Album Reviews

Lord Mountain: ‘The Oath’ Album Review

There’s a certain timelessness in old school Metal that helps it pass seamlessly from one generation to the next.

Part of it is probably aesthetics. The giant monsters and mythical creatures on the album covers call to mind ancient worlds and classic adventures, and these inspire epic daydreams about the heroes in all of us. 

But what has really helped classic Metal stand the test of time is the music. Albums like Black Sabbath’s Paranoid, Pentagram’s First Daze Here, and Trouble’s Psalm 9 have inspired generation after generation because they’re heavy, bombastic, and enthralling.

And that’s the perfect place to mention Lord Mountain. 

With their high-fantasy-inspired artwork, monolithic guitar riffs, and stories of epic adventures, the band channels the Doom-tinged Metal of the ‘70s and ‘80s while still making music that’s distinctly their own. 

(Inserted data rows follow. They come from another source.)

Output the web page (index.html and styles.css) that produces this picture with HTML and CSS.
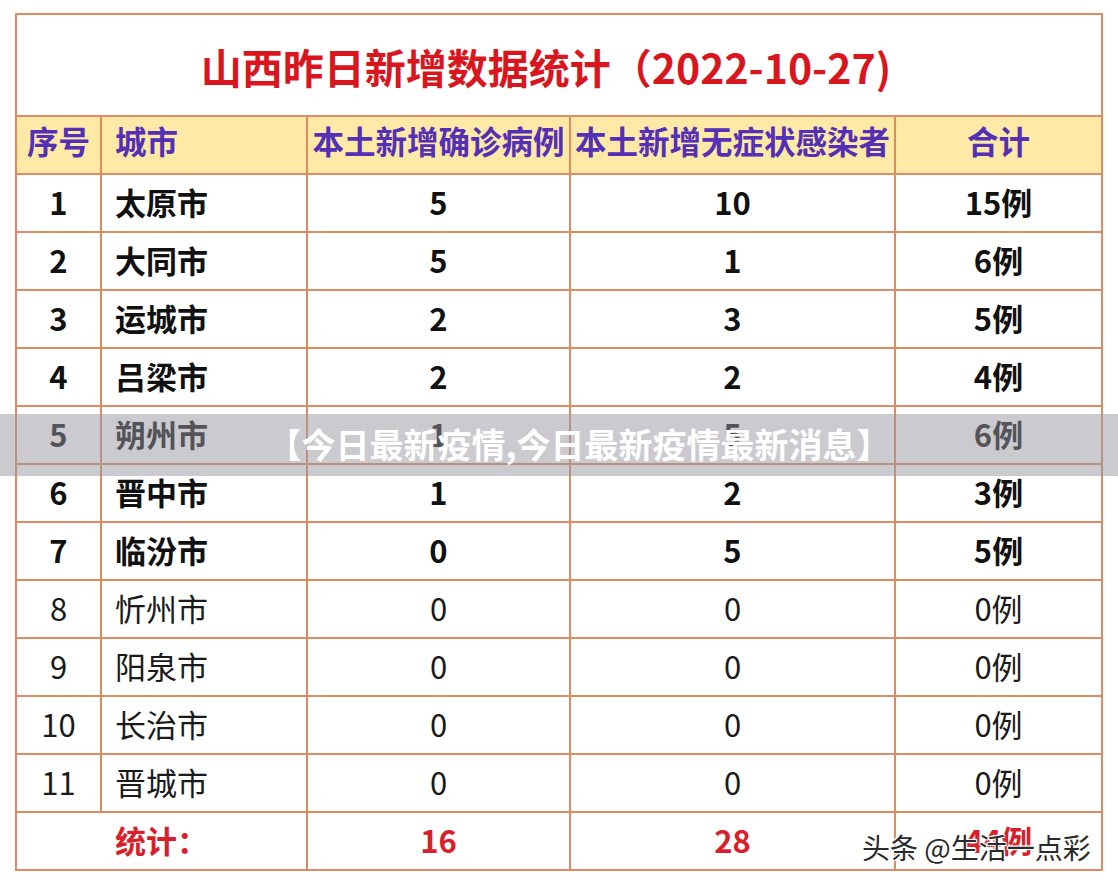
FILE: index.html
```html
<!DOCTYPE html>
<html lang="zh-CN">
<head>
<meta charset="utf-8">
<title>山西昨日新增数据统计</title>
<link rel="stylesheet" href="styles.css">
</head>
<body>
<div class="page">
  <table class="stats">
    <colgroup>
      <col class="c-no"><col class="c-city"><col class="c-confirmed"><col class="c-asym"><col class="c-total">
    </colgroup>
    <tr class="title-row"><td colspan="5" class="title">山西昨日新增数据统计（2022-10-27)</td></tr>
    <tr class="head">
      <th>序号</th><th class="city">城市</th><th>本土新增确诊病例</th><th>本土新增无症状感染者</th><th>合计</th>
    </tr>
    <tr class="bold"><td>1</td><td class="city">太原市</td><td>5</td><td>10</td><td>15例</td></tr>
    <tr class="bold"><td>2</td><td class="city">大同市</td><td>5</td><td>1</td><td>6例</td></tr>
    <tr class="bold"><td>3</td><td class="city">运城市</td><td>2</td><td>3</td><td>5例</td></tr>
    <tr class="bold"><td>4</td><td class="city">吕梁市</td><td>2</td><td>2</td><td>4例</td></tr>
    <tr class="bold"><td>5</td><td class="city">朔州市</td><td>1</td><td>5</td><td>6例</td></tr>
    <tr class="bold"><td>6</td><td class="city">晋中市</td><td>1</td><td>2</td><td>3例</td></tr>
    <tr class="bold"><td>7</td><td class="city">临汾市</td><td>0</td><td>5</td><td>5例</td></tr>
    <tr><td>8</td><td class="city">忻州市</td><td>0</td><td>0</td><td>0例</td></tr>
    <tr><td>9</td><td class="city">阳泉市</td><td>0</td><td>0</td><td>0例</td></tr>
    <tr><td>10</td><td class="city">长治市</td><td>0</td><td>0</td><td>0例</td></tr>
    <tr><td>11</td><td class="city">晋城市</td><td>0</td><td>0</td><td>0例</td></tr>
    <tr class="sum"><td colspan="2">统计：</td><td>16</td><td>28</td><td>44例</td></tr>
  </table>
  <div class="banner">【今日最新疫情,今日最新疫情最新消息】</div>
  <div class="watermark">头条 @生活一点彩</div>
</div>
</body>
</html>
```

FILE: styles.css
```css
html, body {
  margin: 0;
  padding: 0;
  background: #ffffff;
}
.page {
  position: relative;
  width: 1118px;
  height: 890px;
  overflow: hidden;
  padding: 13px 0 0 15px;
  box-sizing: border-box;
  font-family: "Noto Sans CJK SC", "Noto Sans", sans-serif;
}
.stats {
  border-collapse: collapse;
  table-layout: fixed;
  width: 1086px;
  border: 2px solid #de8a62;
}
.c-no { width: 85px; }
.c-city { width: 206px; }
.c-confirmed { width: 263px; }
.c-asym { width: 325px; }
.c-total { width: 207px; }
.stats td, .stats th {
  border: 2px solid #de8a62;
  padding: 0 0 4px 0;
  text-align: center;
  vertical-align: middle;
  font-size: 31px;
  line-height: 1;
  color: #1a1a1a;
  font-weight: 400;
  white-space: nowrap;
}
.stats tr { height: 58px; }
.stats .title-row { height: 102px; }
.stats td.title {
  color: #d9161e;
  font-size: 41px;
  font-weight: 700;
  padding: 3px 26px 0 0;
}
.stats .head th {
  background: #fee9a6;
  color: #5330b6;
  font-weight: 700;
  font-size: 31.5px;
  padding-bottom: 8px;
}
.stats .city {
  text-align: left;
  padding-left: 13px;
}
.stats .bold td {
  font-weight: 700;
  color: #111111;
}
.stats .sum td {
  color: #d8202a;
  font-weight: 700;
}
.banner {
  position: absolute;
  left: 0;
  right: 0;
  top: 414px;
  height: 62px;
  background: rgba(150, 150, 160, 0.5);
  color: #ffffff;
  font-size: 34px;
  font-weight: 700;
  line-height: 60px;
  text-align: center;
  padding-left: 40px;
  box-sizing: border-box;
}
.watermark {
  position: absolute;
  left: 862px;
  top: 829px;
  font-size: 28px;
  line-height: 36px;
  color: #2a2a2a;
  text-shadow: 1px 1px 0 #ffffff, -1px -1px 0 #ffffff, 1px -1px 0 #ffffff, -1px 1px 0 #ffffff, 0 0 3px #ffffff;
}
```
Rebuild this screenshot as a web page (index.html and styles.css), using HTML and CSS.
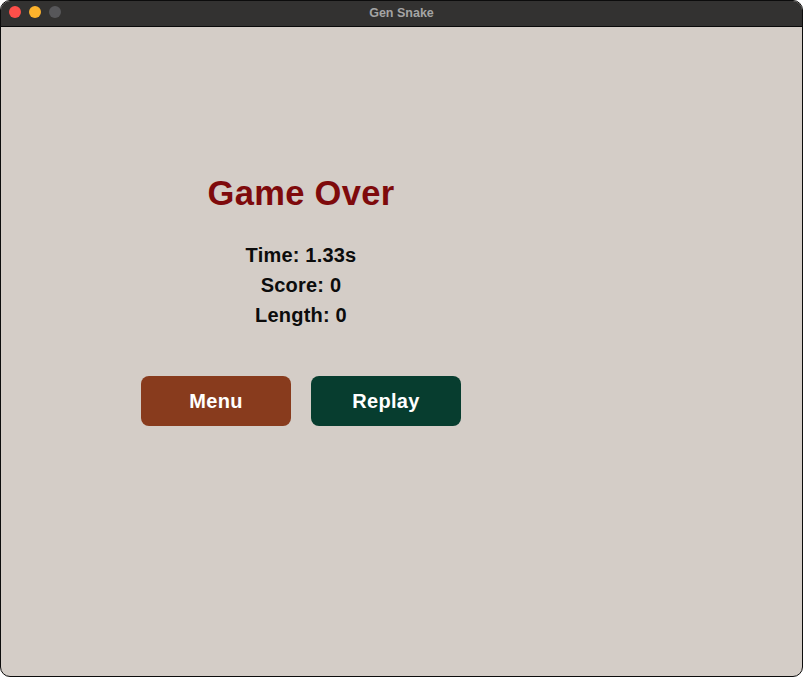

The result, then, is an exciting new album (The Oath) that’s just as fresh as it is familiar. 

Lord Mountain Band Photo

About Lord Mountain

Lord Mountain is a four-piece band from Santa Rosa, CA. The band members are:

  • Jesse Swanson – Guitars, Vocals
  • Sean Serrano – Guitars
  • Andy Chism – Bass
  • Pat Moore – Drums

The Oath was recorded and mixed by Harry Gale (Route 44 Studio) and mastered by Justin Weis (Trakworx). 

Lord Mountain: The Oath Album Review

Tracks: 8
Length: 37:05
Release Date: January 20, 2023
Labels: King Volume Records & Kozmik Artifactz 

1. Well of Fates

From the first few notes, The Oath is an improvement over the band’s 2016 self-titled EP. And that’s not a knock against the Lord Mountain EP by any means—that project was a powerful retro experience worth checking out. 

Instead, “Well of Fates” (and the rest of The Oath, for that matter) simply boasts better production value. 

But that doesn’t disrupt the listening experience. “Well of Fates” is packed with old-school Doom riffs and an epic, prophetic vocal delivery that resonates as singer Jesse Swanson cries, “Every man will meet his end!”

2. The Giant

“The Giant” opens on a huge, distorted riff that eventually leads into a dreary lead guitar. Stylistically, “The Giant” offers a few different guitar tones and licks that really make this track stand out. 

3. Beyond the Frozen Sea

It’s unusual to see a solitary interlude track so close to the beginning of the album, but that’s what “Beyond The Frozen Sea” is. Although it’s a pretty song in its own right, it’s also a heartbreaking interlude that makes the opening for the next track, “The Last Crossing,” truly pop. 

4. The Last Crossing

Thanks to the relative calm of “Beyond the Frozen Sea,” “The Last Crossing” explodes through the speakers. Riding a thick, powerful, and palm-muted riff, “The Last Crossing” has an exciting lead guitar to provide extra flourishes and fills. 

5. Chasm of Time

“Chasm of Time” kicks off with an old-school Metal riff that’s as upbeat as it is gloomy. Although “Chasm of Time” is more firmly rooted in Metal than Doom, it does have the coolest (and most depressing) lines on the record: “Into the darkness, your world left behind / Forever lost in the chasm of time!”

6. The Sacrifice

“The Sacrifice” kicks off with a dual-guitar intro, and then those powerful drums enter the fray. With so much energy in the instrumentation, Swanson’s vocals provide an extra layer of emotion. Watch out for the guitar solo on the end of this track!

7. Serpent Temple

A cool name should have a cool sound, and “Serpent Temple” roars through the speakers like a boss fight soundtrack. Tip: Speakers will make this song rock, but this is the type of track you really want to crank on your headphones. 

8. The Oath

Although the title track follows the same epic formula as many other songs on this record, there’s a certain sense of finality that permeates the track from start to finish. And as the band finally fades out, you’ll want to restart the album for round two.

Final Thoughts On The Oath

Standout Tracks: “The Giant” and “The Last Crossing”

Final Score: 9/10

Pros: The Oath is a timeless ode to timeless classics, and it’s all tied together thematically and lyrically for a cohesive, explosive experience.

With its powerful Metal riffs, Doom undertones, and strong vocals, The Oath is your soundtrack for slaying dragons or simply fighting traffic on the morning commute. 

Cons: Because The Oath so closely imitates so many great bands from the ‘70s and ‘80s, there’s not a ton of innovation here—and that can make one song sound like the next. 

But that quality ultimately works in the album’s favor. The Oath is simultaneously new but familiar, and that will help people latch onto its sound for the entire ride.